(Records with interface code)
-- Start --
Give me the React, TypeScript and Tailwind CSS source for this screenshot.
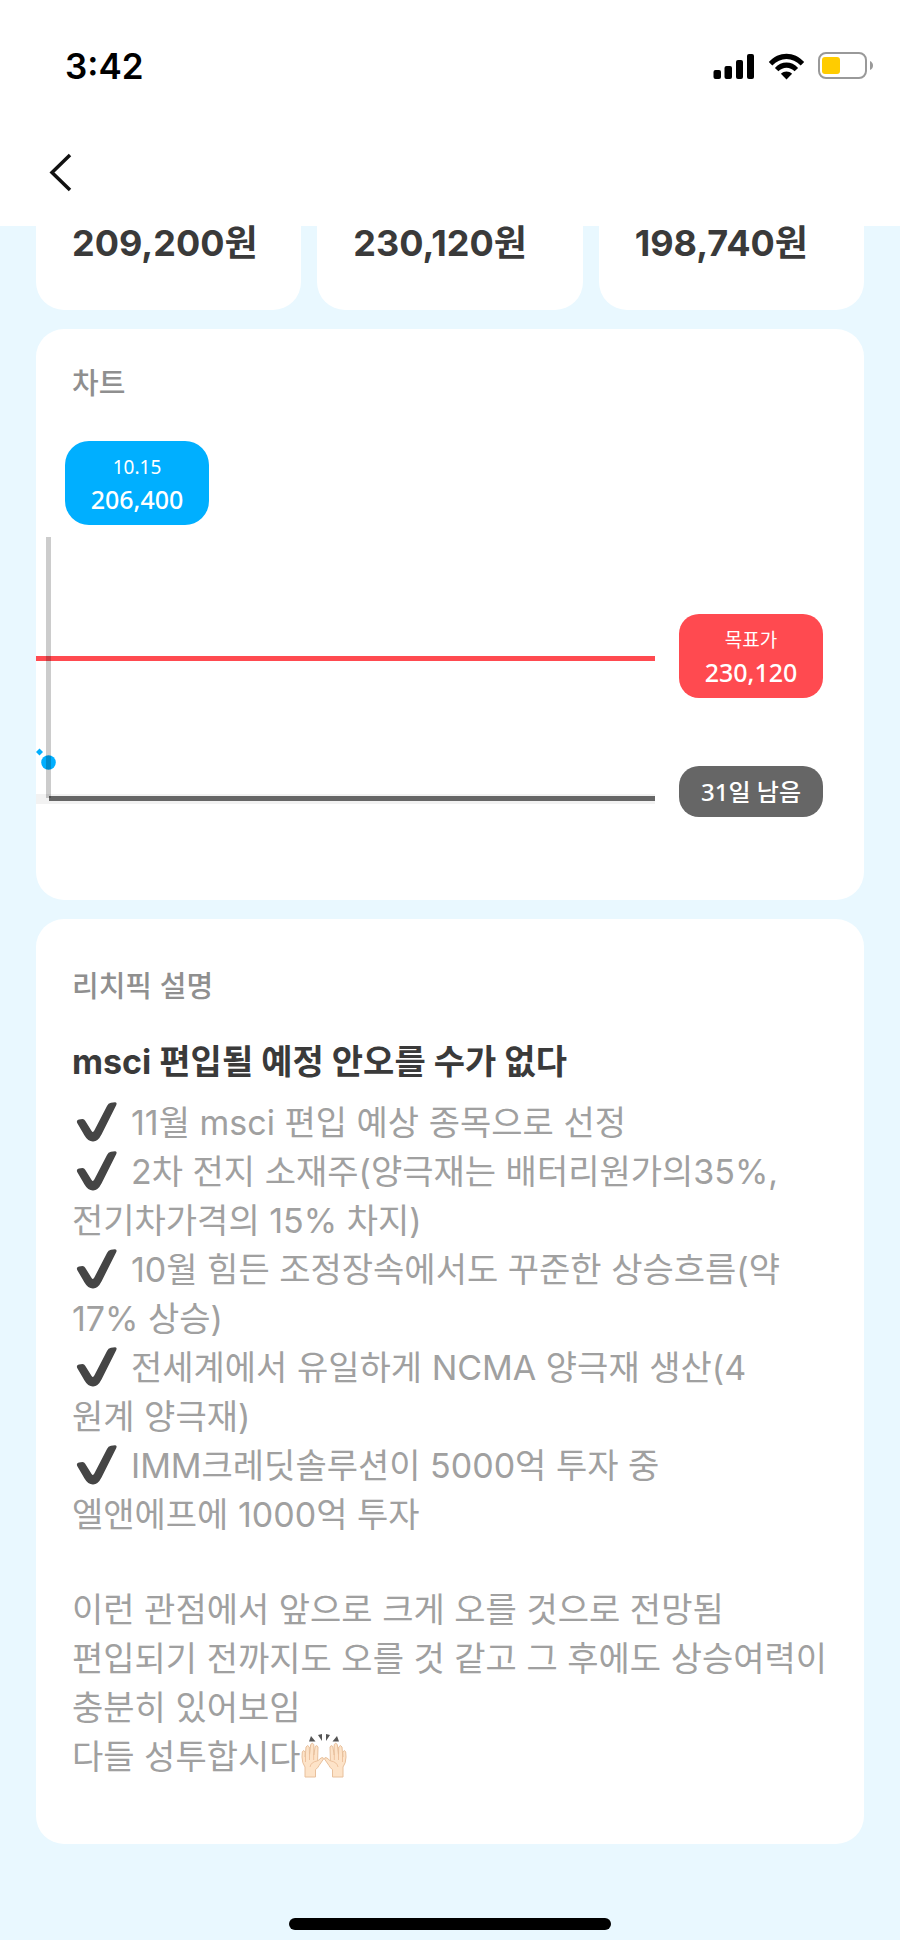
const prices = ['209,200원', '230,120원', '198,740원']

const points = [
  '11월 msci 편입 예상 종목으로 선정',
  '2차 전지 소재주(양극재는 배터리원가의35%,\n전기차가격의 15% 차지)',
  '10월 힘든 조정장속에서도 꾸준한 상승흐름(약\n17% 상승)',
  '전세계에서 유일하게 NCMA 양극재 생산(4\n원계 양극재)',
  'IMM크레딧솔루션이 5000억 투자 중\n엘앤에프에 1000억 투자'
]

const closing =
  '이런 관점에서 앞으로 크게 오를 것으로 전망됨\n편입되기 전까지도 오를 것 같고 그 후에도 상승여력이\n충분히 있어보임\n다들 성투합시다'

function SignalIcon() {
  return (
    <svg width="42" height="27" viewBox="0 0 42 27">
      <rect x="0.5" y="17" width="7.5" height="9" rx="2" />
      <rect x="11.5" y="13" width="7.5" height="13" rx="2" />
      <rect x="23" y="7" width="7" height="19" rx="2" />
      <rect x="34" y="1" width="7" height="25" rx="2" />
    </svg>
  )
}

function WifiIcon() {
  return (
    <svg width="37" height="27" viewBox="0 0 37 27">
      <path d="M.8 9.1C10.5-2.2 26.5-2.2 36.2 9.1L32.7 12.5C24.8 3.8 12.2 3.8 4.3 12.5Z" />
      <path d="M6.9 14.9C13.4 7.7 23.6 7.7 30.1 14.9L26.6 18.3C22 13.6 15 13.6 10.4 18.3Z" />
      <path d="M12.9 20.7C16.2 17.6 20.8 17.6 24.1 20.7L18.5 26.5Z" />
    </svg>
  )
}

function BatteryIcon() {
  return (
    <svg width="56" height="28" viewBox="0 0 56 28">
      <rect x="1" y="1" width="47" height="25" rx="7" fill="none" stroke="#999" strokeWidth="2" />
      <rect x="4" y="5" width="18" height="17" rx="3" fill="#ffcc00" />
      <path d="M52 9Q55 10.5 55 13.5T52 18Z" fill="#999" />
    </svg>
  )
}

function CheckIcon() {
  return (
    <svg className="inline-block mr-2 -mt-2" width="51" height="40" viewBox="0 0 51 40" role="img" aria-label="✔">
      <path
        d="M5.2 21Q4 18.3 7 17.6L10.5 17Q12.3 17 13.2 18.7L19.6 29Q21 31 22.3 28.5L35 4Q36.2 1.3 39 .8L43 .3Q45.3 .5 44.3 3L29.5 32.5Q26 39.5 21 39.4Q16 39.5 12.5 33.5Z"
        fill="#454545"
      />
    </svg>
  )
}

function Hand() {
  return (
    <g>
      <path
        d="M4 44V34Q1 30 1 24L1.3 19Q2.3 16 4.2 19V24L5 14Q6.5 11 8.3 14L8.5 22L9.7 11.5Q11.3 9 12.8 11.5V22L14.2 13.5Q16 11.5 17 14L16.6 28L20 25Q22.5 23.7 22.5 26L18 32.5Q17 35 14.5 36.5V44Z"
        fill="#fde3c8"
        stroke="#e8c09c"
        strokeWidth="1"
        strokeLinejoin="round"
      />
      <path d="M4.5 24V29M8.5 21V27M12.7 21V27M9 34Q10 29 16 28" fill="none" stroke="#eec29e" strokeWidth="1" />
    </g>
  )
}

function RaisedHands() {
  return (
    <svg className="inline-block -mt-2" width="46" height="46" viewBox="0 0 46 46" role="img" aria-label="🙌🏻">
      <Hand />
      <g transform="translate(46 0) scale(-1 1)">
        <Hand />
      </g>
      <path d="M10 3L14.5 8.5L8 8.5ZM17 2L21 1V8ZM29 2L25 1V8ZM36 3L31.5 8.5L38 8.5Z" fill="#555" />
    </svg>
  )
}

function PriceChart() {
  return (
    <svg className="block w-full h-[270px]">
      <rect x="0" y="257" width="100%" height="10" fill="#f2f2f2" />
      <rect x="0" y="119" width="100%" height="5" fill="#ff4a50" />
      <rect x="13" y="259" width="100%" height="5" fill="#666" />
      <path d="M3.5 211.5L7 215L3.5 218.5L0 215Z" fill="#00afff" />
      <circle cx="12.5" cy="225.5" r="7.3" fill="#00afff" />
      <rect x="10" y="0" width="5" height="261" fill="#000" fillOpacity="0.2" />
    </svg>
  )
}

export default function App() {
  return (
    <div className="min-h-screen bg-white font-['Inter','Noto_Sans_CJK_KR',sans-serif]">
      <header className="h-[226px] bg-white">
        <div className="flex items-center justify-between h-[132px] pl-[65px] pr-[26px]">
          <span className="text-[35px] leading-[40px] font-semibold text-black">3:42</span>
          <div className="flex items-center gap-[13px]">
            <SignalIcon />
            <WifiIcon />
            <BatteryIcon />
          </div>
        </div>
        <button aria-label="뒤로" className="flex items-center h-20 pl-12 pr-6">
          <svg width="25" height="40" viewBox="0 0 25 40" fill="none" stroke="#111" strokeWidth="3.5">
            <path d="M22 3L4 20.5L22 38" />
          </svg>
        </button>
      </header>

      <main className="bg-[#e9f8ff] px-9 pb-[10px]">
        <div className="grid grid-cols-3 gap-4">
          {prices.map(price => (
            <div key={price} className="h-[84px] bg-white rounded-b-[28px] pl-9 text-[36px] leading-[34px] font-bold text-[#3a3a3a]">
              {price}
            </div>
          ))}
        </div>

        <section className="mt-[19px] bg-white rounded-[28px] pt-9 pb-[83px]">
          <h2 className="pl-9 text-[29px] leading-[38px] font-medium text-[#8f8f8f]">차트</h2>
          <div className="mt-[38px] ml-[29px] w-36 h-[84px] flex flex-col items-center justify-center rounded-[24px] bg-[#00afff] text-white font-['Noto_Sans','Noto_Sans_CJK_KR',sans-serif]">
            <span className="text-[19px] leading-[32px]">10.15</span>
            <span className="text-[25px] leading-[32px] font-medium">206,400</span>
          </div>
          <div className="mt-3 flex">
            <div className="flex-1">
              <PriceChart />
            </div>
            <div className="w-36 ml-6 mr-[41px] pt-[77px] text-white font-['Noto_Sans','Noto_Sans_CJK_KR',sans-serif]">
              <div className="h-[84px] flex flex-col items-center justify-center rounded-[20px] bg-[#ff4a50]">
                <span className="text-[19px] leading-[32px]">목표가</span>
                <span className="text-[25px] leading-[32px] font-medium">230,120</span>
              </div>
              <div className="mt-[68px] h-[51px] flex items-center justify-center rounded-[20px] bg-[#666] text-[24px] font-medium">
                31일 남음
              </div>
            </div>
          </div>
        </section>

        <section className="mt-[19px] bg-white rounded-[28px] px-9 pt-[49px] pb-[63px]">
          <h2 className="text-[29px] leading-[38px] font-medium text-[#8f8f8f]">리치픽 설명</h2>
          <h3 className="mt-8 text-[34px] leading-[48px] font-bold text-[#3a3a3a]">msci 편입될 예정 안오를 수가 없다</h3>
          <div className="mt-3 text-[34px] leading-[49px] text-[#a0a0a0] whitespace-pre-line">
            {points.map(point => (
              <p key={point}>
                <CheckIcon />
                {point}
              </p>
            ))}
            <p className="mt-[46px]">
              {closing}
              <RaisedHands />
            </p>
          </div>
        </section>

        <div className="mt-[74px] mx-auto w-[322px] h-3 rounded-full bg-black" />
      </main>
    </div>
  )
}
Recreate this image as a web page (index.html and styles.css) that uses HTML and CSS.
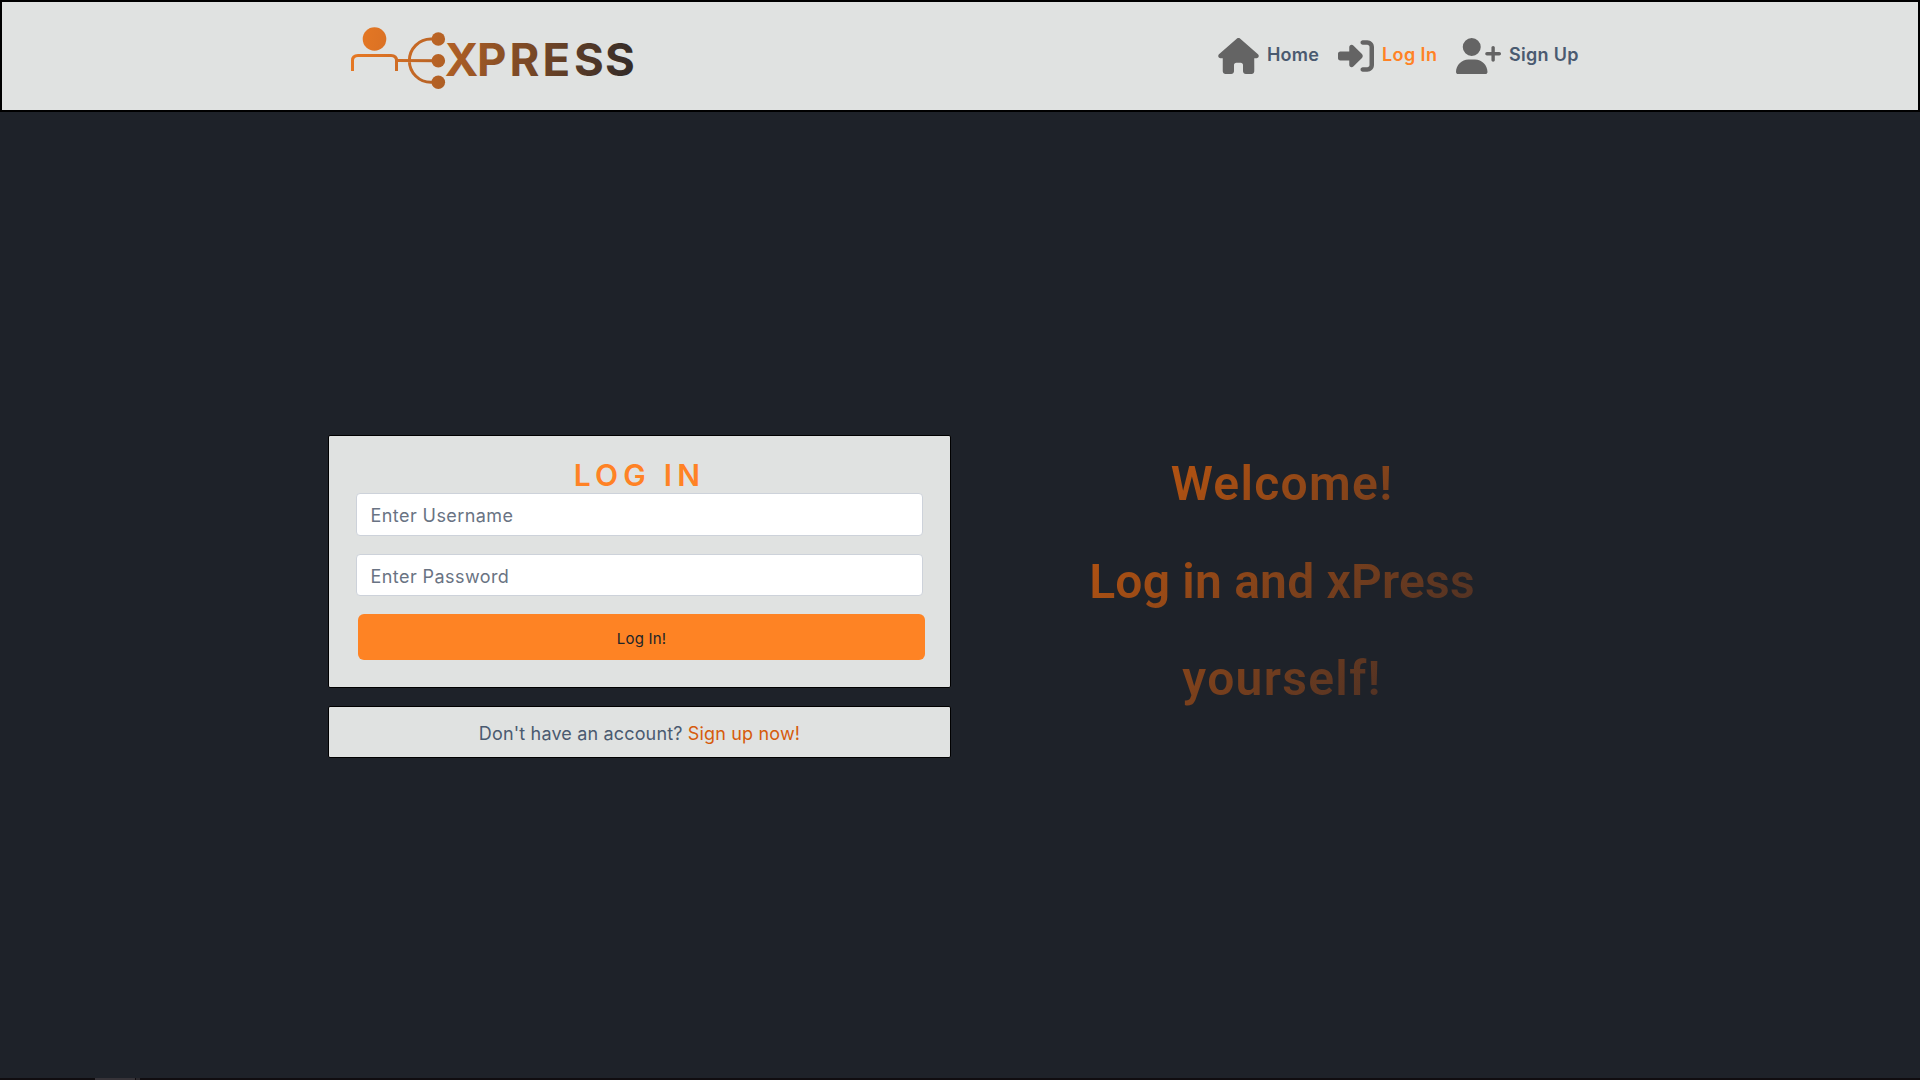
FILE: index.html
```html
<!DOCTYPE html>
<html lang="en">
<head>
<meta charset="utf-8">
<title>xPress - Log In</title>
<link rel="stylesheet" href="styles.css">
</head>
<body>
<header class="header">
  <a class="logo" href="#" aria-label="xPress">
    <svg width="290" height="66" viewBox="350 24 290 66">
      <defs>
        <linearGradient id="brand" gradientUnits="userSpaceOnUse" x1="352" y1="20" x2="640" y2="85">
          <stop offset="0" stop-color="#e87a24"/>
          <stop offset=".12" stop-color="#dc7224"/>
          <stop offset="1" stop-color="#2c2828"/>
        </linearGradient>
      </defs>
      <g fill="none" stroke="url(#brand)" stroke-width="3">
        <path d="M352.500 71V60.500Q352.500 55.500 358 55.500H391Q396.500 55.500 396.500 60.500V71"/>
        <path d="M397 60.600L438 60.700M438 39H431A21.650 21.650 0 0 0 431 82.300H438"/>
      </g>
      <g fill="url(#brand)">
        <circle cx="374.500" cy="39" r="11.800"/>
        <circle cx="438.300" cy="39" r="6.800"/>
        <circle cx="438.300" cy="60.700" r="6.800"/>
        <circle cx="438.300" cy="82.300" r="6.800"/>
        <text class="logo-text" y="76" x="444.800 477 509.500 542.500 574 605">XPRESS</text>
      </g>
    </svg>
  </a>
  <nav class="nav">
    <a class="nav-link" href="#">
      <svg class="icon" width="41" height="36" viewBox="0 0 576 512"><path d="M575.8 255.5c0 18-15 32.1-32 32.1l-32 0 .7 160.2c0 2.700-.2 5.400-.5 8.100l0 16.200c0 22.100-17.900 40-40 40l-16 0c-1.100 0-2.200 0-3.300-.1c-1.400 .1-2.800 .1-4.200 .1L416 512l-24 0c-22.100 0-40-17.900-40-40l0-24 0-64c0-17.700-14.300-32-32-32l-64 0c-17.700 0-32 14.300-32 32l0 64 0 24c0 22.100-17.900 40-40 40l-24 0-31.900 0c-1.500 0-3-.1-4.500-.2c-1.200 .1-2.400 .2-3.600 .2l-16 0c-22.100 0-40-17.900-40-40l0-112c0-.9 0-1.900 .1-2.800l0-69.700-32 0c-18 0-32-14-32-32.100c0-9 3-17 10-24L266.400 8c7-7 15-8 22-8s15 2 21 7L564.800 231.500c8 7 12 15 11 24z"/></svg>
      <span class="label home">Home</span>
    </a>
    <a class="nav-link active" href="#">
      <svg class="icon" width="36" height="36" viewBox="0 0 512 512"><path d="M217.900 105.900L340.700 228.700c7.200 7.200 11.300 17.100 11.300 27.300s-4.100 20.100-11.300 27.300L217.900 406.100c-6.400 6.400-15 9.900-24 9.900c-18.700 0-33.900-15.200-33.900-33.900l0-62.100L32 320c-17.700 0-32-14.300-32-32l0-64c0-17.700 14.300-32 32-32l128 0 0-62.100c0-18.700 15.200-33.900 33.900-33.900c9 0 17.600 3.600 24 9.900zM352 416l64 0c17.700 0 32-14.300 32-32l0-256c0-17.700-14.300-32-32-32l-64 0c-17.700 0-32-14.300-32-32s14.300-32 32-32l64 0c53 0 96 43 96 96l0 256c0 53-43 96-96 96l-64 0c-17.700 0-32-14.300-32-32s14.300-32 32-32z"/></svg>
      <span class="label login">Log In</span>
    </a>
    <a class="nav-link" href="#">
      <svg class="icon" width="45" height="36" viewBox="0 0 640 512"><path d="M96 128a128 128 0 1 1 256 0A128 128 0 1 1 96 128zM0 482.300C0 383.800 79.800 304 178.300 304l91.400 0C368.200 304 448 383.800 448 482.300c0 16.400-13.300 29.700-29.700 29.700L29.700 512C13.300 512 0 498.700 0 482.300zM504 312l0-64-64 0c-13.300 0-24-10.700-24-24s10.700-24 24-24l64 0 0-64c0-13.300 10.700-24 24-24s24 10.700 24 24l0 64 64 0c13.300 0 24 10.700 24 24s-10.700 24-24 24l-64 0 0 64c0 13.300-10.700 24-24 24s-24-10.700-24-24z"/></svg>
      <span class="label signup">Sign Up</span>
    </a>
  </nav>
</header>
<main class="main">
  <div class="forms">
    <section class="card login-card">
      <h1 class="title">LOG IN</h1>
      <input class="field" type="text" placeholder="Enter Username" aria-label="Username">
      <input class="field password" type="password" placeholder="Enter Password" aria-label="Password">
      <button class="submit" type="button">Log In!</button>
    </section>
    <section class="card signup-card">Don't have an account? <a class="signup-link" href="#">Sign up now!</a></section>
  </div>
  <h2 class="welcome"><span class="loose">Welcome!</span><br>Log in and xPress<br><span class="loose">yourself!</span></h2>
</main>
<footer class="strip"><span class="strip-tab"></span><span class="strip-end"></span></footer>
</body>
</html>
```
FILE: styles.css
```css
* { box-sizing: border-box; }
body {
  margin: 0;
  height: 1080px;
  display: flex;
  flex-direction: column;
  overflow: hidden;
  background: #1e2229;
  color: #4a5a70;
  font-family: Inter, sans-serif;
  font-size: 18px;
}
a { text-decoration: none; color: inherit; }
.header {
  height: 112px;
  flex: none;
  border: 2px solid #000;
  background: #e0e2e1;
  padding: 0 339px 0 348px;
  display: flex;
  justify-content: space-between;
}
.logo { padding-top: 22px; }
.logo svg { display: block; }
.logo-text { font: 700 45.5px Inter, sans-serif; }
.nav { display: flex; gap: 20px; padding-top: 35px; height: 73px; }
.nav-link { display: flex; align-items: center; gap: 8px; font-weight: 600; white-space: nowrap; }
.nav-link.active { color: #ff8225; }
.icon { flex: none; fill: #646464; }
.label { line-height: 36px; padding-bottom: 2px; letter-spacing: .2px; }
.home { width: 51px; }
.login { width: 54px; letter-spacing: .4px; }
.signup { width: 70px; letter-spacing: .3px; }
.main { flex: 1; display: flex; align-items: flex-start; padding: 323px 0 0 328px; }
.forms { width: 623px; display: flex; flex-direction: column; gap: 18px; }
.card { background: #e0e2e1; border: 1px solid #000; border-radius: 2px; }
.login-card { height: 253px; padding: 20px 27px 0; display: flex; flex-direction: column; }
.title {
  margin: 0;
  height: 37px;
  line-height: 39px;
  text-align: center;
  font-size: 30px;
  font-weight: 600;
  letter-spacing: 5.2px;
  color: #ff8225;
}
.field {
  flex: none;
  width: 567px;
  height: 43px;
  border: 1px solid #cdd2da;
  border-radius: 4px;
  padding: 1px 13.5px 0;
  background: #fff;
  font: 18px Inter, sans-serif;
  letter-spacing: .43px;
}
.field::placeholder { color: #697383; opacity: 1; }
.password { margin-top: 18px; height: 42px; padding-top: 3px; }
.submit {
  flex: none;
  width: 567px;
  height: 46px;
  margin: 18px 0 0 2px;
  border: 0;
  border-radius: 6px;
  padding: 3px 0 0;
  background: #fe8324;
  color: #212529;
  font: 15px Inter, sans-serif;
  letter-spacing: .2px;
}
.signup-card { height: 52px; line-height: 53px; text-align: center; white-space: nowrap; letter-spacing: .16px; }
.signup-link { color: #d65b0c; }
.welcome {
  margin: 0 0 0 115px;
  width: 432px;
  text-align: center;
  font: 600 48px/97.5px Roboto, sans-serif;
  letter-spacing: .2px;
  color: transparent;
  background: linear-gradient(135deg, #cf5c0c, #32282a);
  -webkit-background-clip: text;
  background-clip: text;
}
.loose { letter-spacing: 1.3px; }
.strip { flex: none; height: 2px; background: #100d10; display: flex; gap: 1px; padding-left: 95px; }
.strip-tab { width: 40px; background: #363338; }
.strip-end { width: 4px; background: #2a282c; }
```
-- End --
Set the lines above down again, word for word, from the first through the one containing "const prices = ['209,200원', '230,120원', '198,740원']"; pictures excluded.

● **Result of this exercise**
Give me the React, TypeScript and Tailwind CSS source for this screenshot.
const prices = ['209,200원', '230,120원', '198,740원']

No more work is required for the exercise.